In the end of 2023, I was contemplating about the Euler number that equivalent to 2.718. This curiosity led me to the work of Jacob Bernoulli, who first encountered this number while exploring compound interest. Jacob Bernoulli discovered something interesting when he was studying how money grows with interest in a bank. Usually, banks add a bit of extra money (interest) to what you’ve saved. Bernoulli looked at what would happen if the bank did this not just once a year, but more and more often, even every second.

To illustrate, imagine you deposit Rp 1M to a bank account. The bank offers an annual interest rate of 100%. Normally, this interest is added just once at the end of the year. So, if you wait a year, your Rp 1M would double to Rp 2M. This is straightforward — your money just doubles over the year.

But Jacob Bernoulli thought about a different scenario. He wondered what would happen if the bank added interest more frequently. Let’s say the bank decides to add half of the annual interest (which is 50%) every six months instead of 100% at the end of the year. Here’s how it would work:

• First Six Months: You start with Rp 1M. After six months, the bank adds 50% of your initial amount as interest. So, 50% of Rp 1M is Rp 0.5M When this is added to your initial Rp 1M, your total becomes Rp 1.5M.
• Next Six Months: Now, your account has Rp 1.5M. The bank again adds 50% interest, but this time the interest is on the new total amount (Rp 1.5M), not just the initial Rp 1M. So, 50% of Rp 1.5M is Rp 0.75M. Adding this Rp 0.75M to your Rp 1.5M makes your total Rp 2.25M by the end of the year.
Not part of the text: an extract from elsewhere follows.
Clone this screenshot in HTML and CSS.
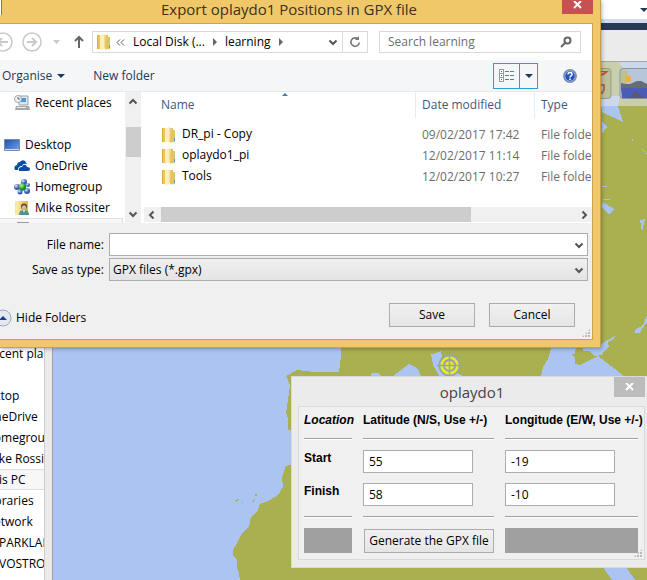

This example shows compound interest — where you earn interest not just on your original amount, but also on the interest that has been added previously. Bernoulli’s exploration of compound interest revealed that as you compound more frequently (every six months in this case), the total amount grows more than it would with simple annual compounding. But there’s a limit to how much it can grow, for example from once a year, every month, even every second, this has a limit from 2, 2.25, then the limit number known as e, approximately 2.718.

“Compound interest is the eighth wonder of the world. He who understands it, earns it; he who doesn’t, pays it.” — Albert Einstein

Then I am thinking of something called growth limit. Maybe we are as a human really have a limit. In a year, no matter how hard we try, we can only achieved 2.718 growth in a year. No matter how hard we try in a day to learn and work as many as we can, it always has a limit. Our cognitive loads has limit. Our energy has limit. We need to sleep in a day. We need to eat. Because we are a human. This understanding has an implication then, we really need to use the time wisely. That’s the challenge here.